Without leaders, without a programme, without a structure, the risk of disappearance in the ebb of the movement is there. But the crisis of the system and the impossibility of finding solutions from the inside will keep feeding the search. This does not mean verticalism. It is time for a more horizontal social involvement. We have to reinvent governance and turn it into democracy. Political decisions born of debate, executed through organisation and supervised by discussion restored to those below.
Whereas it was freedom demanded in 1968, now it is equality. Despoiled nature, an uncertain future and everyday violence cannot sustain differences. Hence the strength of the camaraderie in the 15-M. For this reason also the importance of social networks, for their horizontality, for their relations between equals who recognise and treat each other as such.
In the 15-M there is a confluence of veterans punished by the system and also middle classes angered that, for the first time, they have felt treated like proletarians. From the abuse they recognise themselves and they reinvent themselves. Here part of their amiability can be understood. The struggle against authoritarianism generated a type of party. Against the cold war, a different one. Out of the 15-M there will come many different ways of organising politically. The important thing will be to see how much there is a constant back and forth to the movement that puts its stamp on the ways of practising politics.

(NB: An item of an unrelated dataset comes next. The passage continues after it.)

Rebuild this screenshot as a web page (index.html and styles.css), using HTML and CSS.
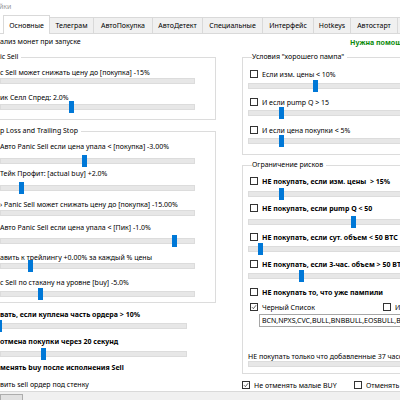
FILE: index.html
```html
<!DOCTYPE html>
<html>
<head>
<meta charset="utf-8">
<link rel="stylesheet" href="styles.css">
</head>
<body>
<div class="window">
  <div class="titlebar"><span class="title">йки</span></div>
  <div class="tabs">
    <div class="tab active w-osn">Основные</div>
    <div class="tab w-tel">Телеграм</div>
    <div class="tab w-ap">АвтоПокупка</div>
    <div class="tab w-ad">АвтоДетект</div>
    <div class="tab w-sp">Специальные</div>
    <div class="tab w-if">Интерфейс</div>
    <div class="tab w-hk">Hotkeys</div>
    <div class="tab w-as">Автостарт</div>
    <div class="tab w-as">Прочее</div>
  </div>
  <div class="page">
    <div class="col-left">
      <div class="lbl first">ализ монет при запуске</div>

      <div class="frame g1">
        <span class="legend">ic Sell</span>
        <div class="lbl">c Sell может снижать цену до [покупка] -15%</div>
        <div class="track mt0"></div>
        <div class="lbl mt9">ик Селл Спред: 2.0%</div>
        <div class="track mt1"><i class="thumb" style="left:68px"></i></div>
      </div>

      <div class="frame g2">
        <span class="legend">p Loss and Trailing Stop</span>
        <div class="lbl">Авто Panic Sell если цена упала &lt; [покупка] -3.00%</div>
        <div class="track mt6"><i class="thumb" style="left:81px"></i></div>
        <div class="lbl mt5">Тейк Профит: [actual buy] +2.0%</div>
        <div class="track mt6"><i class="thumb" style="left:18px"></i></div>
        <div class="lbl mt9">› Panic Sell может снижать цену до [покупка] -15.00%</div>
        <div class="track mt0"></div>
        <div class="lbl mt7">Авто Panic Sell если цена упала &lt; [Пик] -1.0%</div>
        <div class="track mt5"><i class="thumb" style="left:171px"></i></div>
        <div class="lbl mt9">авить к трейлингу +0.00% за каждый % цены</div>
        <div class="track mt0"><i class="thumb" style="left:27px"></i></div>
        <div class="lbl mt9">c Sell по стакану на уровне [buy] -5.0%</div>
        <div class="track mt3"><i class="thumb" style="left:37px"></i></div>
      </div>

      <div class="lbl bold mt7">вать, если куплена часть ордера &gt; 10%</div>
      <div class="track short mt3"><i class="thumb" style="left:-4px"></i></div>
      <div class="lbl bold mt8">отмена покупки через 20 секунд</div>
      <div class="track short mt4"><i class="thumb" style="left:40px"></i></div>
      <div class="lbl bold mt6">менять buy после исполнения Sell</div>
      <div class="lbl mt7">вить sell ордер под стенку</div>
    </div>

    <div class="col-right">
      <div class="help">Нужна помощь?</div>

      <div class="frame r1">
        <span class="legend">Условия "хорошего пампа"</span>
        <div class="cbrow"><span class="cb"></span>Если изм. цены &lt; 10%</div>
        <div class="track mt4"><i class="thumb" style="left:64px"></i></div>
        <div class="cbrow mt8"><span class="cb"></span>И если pump Q &gt; 15</div>
        <div class="track mt3"><i class="thumb" style="left:30px"></i></div>
        <div class="cbrow mt9"><span class="cb"></span>И если цена покупки &lt; 5%</div>
        <div class="track mt3"><i class="thumb" style="left:30px"></i></div>
      </div>

      <div class="frame r2">
        <span class="legend">Ограничение рисков</span>
        <div class="cbrow bold"><span class="cb"></span>НЕ покупать, если изм. цены &nbsp;&gt; 15%</div>
        <div class="track mt5"><i class="thumb" style="left:30px"></i></div>
        <div class="cbrow bold mt6"><span class="cb"></span>НЕ покупать, если pump Q &lt; 50</div>
        <div class="track mt6"><i class="thumb" style="left:102px"></i></div>
        <div class="cbrow bold mt7"><span class="cb"></span>НЕ покупать, если сут. объем &lt; 50 BTC</div>
        <div class="track mt4"><i class="thumb" style="left:9px"></i></div>
        <div class="cbrow bold mt7"><span class="cb"></span>НЕ покупать, если 3-час. объем &gt; 50 BTC</div>
        <div class="track mt4"><i class="thumb" style="left:50px"></i></div>
        <div class="cbrow bold mt8"><span class="cb"></span>НЕ покупать то, что уже пампили</div>
        <div class="cbrow mt5">
          <span class="cb checked"><svg viewBox="0 0 8 8"><path d="M1.2 4.2 L3.2 6.2 L6.8 1.6"/></svg></span><span class="opt-black">Черный Список</span>
          <span class="cb"></span>Игнор
        </div>
        <div class="textbox">BCN,NPXS,CVC,BULL,BNBBULL,EOSBULL,BNBBEAR</div>
        <div class="lbl lastlbl">НЕ покупать только что добавленные 37 часов</div>
        <div class="track mtm1"></div>
      </div>

      <div class="cbrow bottomrow">
        <span class="cb checked"><svg viewBox="0 0 8 8"><path d="M1.2 4.2 L3.2 6.2 L6.8 1.6"/></svg></span><span class="opt-small">Не отменять малые BUY</span>
        <span class="cb"></span>Отменять все
      </div>
    </div>
  </div>
  <div class="footer"><span class="btn"></span></div>
</div>
</body>
</html>
```

FILE: styles.css
```css
* { box-sizing: border-box; }
html, body { margin: 0; padding: 0; }
body {
  width: 400px;
  height: 400px;
  overflow: hidden;
  background: #fff;
  font-family: "Noto Sans", "DejaVu Sans", sans-serif;
  font-size: 7px;
  color: #000;
}
.window { width: 560px; }

.titlebar { height: 17px; background: #fff; color: #9a9a9a; line-height: 14px; }
.title { display: block; margin-left: -1px; }

.tabs {
  display: flex;
  align-items: flex-end;
  height: 16px;
  padding-left: 3px;
  position: relative;
  z-index: 1;
}
.tab {
  flex: none;
  height: 16px;
  border: 1px solid #d9d9d9;
  border-bottom: none;
  margin-left: -1px;
  background: #f0f0f0;
  text-align: center;
  line-height: 15px;
  white-space: nowrap;
}
.tab.active {
  height: 19px;
  margin-left: 0;
  margin-bottom: -1px;
  background: #fff;
  line-height: 19px;
  position: relative;
  z-index: 2;
}
.w-osn { width: 47px; }
.w-tel { width: 45px; }
.w-ap { width: 60px; }
.w-ad { width: 51px; }
.w-sp { width: 61px; }
.w-if { width: 52px; }
.w-hk { width: 38px; }
.w-as { width: 48px; }

.page {
  display: flex;
  height: 359px;
  border-top: 1px solid #d9d9d9;
  border-bottom: 1px solid #d9d9d9;
}

.col-left {
  flex: none;
  width: 226px;
  margin-left: -10px;
  padding-left: 10px;
}
.col-right {
  flex: none;
  width: 220px;
  margin-left: 26px;
}

.lbl {
  height: 10px;
  line-height: 10px;
  white-space: nowrap;
}
.lbl.first { margin-top: 3px; }
.bold { font-weight: 700; }

.frame {
  position: relative;
  border: 1px solid #dcdcdc;
}
.legend {
  position: absolute;
  top: -6px;
  left: 9px;
  height: 10px;
  line-height: 10px;
  padding-right: 3px;
  background: #fff;
  white-space: nowrap;
}
.col-left .frame {
  margin-left: -10px;
  padding: 10px 20px 0 9px;
}
.g1 { margin-top: 10px; padding-bottom: 9px !important; }
.g2 { margin-top: 11px; padding-bottom: 5px !important; }

.track {
  position: relative;
  height: 6px;
  background: #e7e7e7;
  border: 1px solid #dcdcdc;
}
.track.short { width: 187px; }
.thumb {
  position: absolute;
  top: -4px;
  width: 5px;
  height: 12px;
  background: #0078d7;
}

.mt0 { margin-top: 0; }
.mt1 { margin-top: 1px; }
.mt3 { margin-top: 3px; }
.mt4 { margin-top: 4px; }
.mt5 { margin-top: 5px; }
.mt6 { margin-top: 6px; }
.mt7 { margin-top: 7px; }
.mt8 { margin-top: 8px; }
.mt9 { margin-top: 9px; }
.mtm1 { margin-top: -1px; }

.help {
  height: 10px;
  line-height: 10px;
  margin-top: 4px;
  padding-left: 108px;
  color: #0a8a0a;
  font-weight: 700;
  white-space: nowrap;
}

.col-right .frame { padding-left: 5px; }
.col-right .legend { left: 9px; }
.r1 { margin-top: 9px; padding-top: 11px; padding-bottom: 10px; }
.r2 { margin-top: 10px; padding-top: 10px; padding-bottom: 6px; }

.cbrow {
  display: flex;
  align-items: center;
  height: 10px;
  white-space: nowrap;
}
.col-right .frame .cbrow { padding-left: 2px; }
.cb {
  flex: none;
  display: inline-block;
  width: 8px;
  height: 8px;
  margin-right: 4px;
  border: 1px solid #333;
  background: #fff;
}
.cb svg { display: block; width: 6px; height: 6px; }
.cb path { fill: none; stroke: #333; stroke-width: 1; }
.opt-black { flex: none; width: 121px; }
.opt-small { flex: none; width: 100px; }

.textbox {
  height: 13px;
  margin-top: 2px;
  margin-left: 11px;
  border: 1px solid #a6a6a6;
  padding-left: 2px;
  line-height: 11px;
  white-space: nowrap;
  overflow: hidden;
}
.lastlbl { margin-top: 25px; }

.bottomrow { margin-top: 6px; }

.footer {
  height: 20px;
  background: #f0f0f0;
  padding-top: 2px;
}
.btn {
  display: block;
  width: 23px;
  height: 16px;
  border: 1px solid #adadad;
  background: #e1e1e1;
}
```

Faced with a rigid and ever less tolerant capitalism –not at all liquid, with apologies to Bauman- the 15-M articulates its opposition with intelligence. The system knows how to defend itself when it is denied or when it is fought, but it doesn’t know what to do when it is overwhelmed. This has been the strategy of the movement for just 5 months. It turns upside down the theories of those intellectuals ignored by insurgent peoples that say: “if reality doesn’t look like theory, too bad for reality”. A stubborn and irreverent reality which, with apologies to consecrated intellectuals and with the help of poets, like lightning, never stops*
*The reference here is to El rayo que no cesa, a collection of poems by Miguel Hernández, who who fought in the trenches on the republican side in the Spanish Civil War and died at the age of 31 in 1942, incarcerated under vile conditions in one of Franco’s prisons.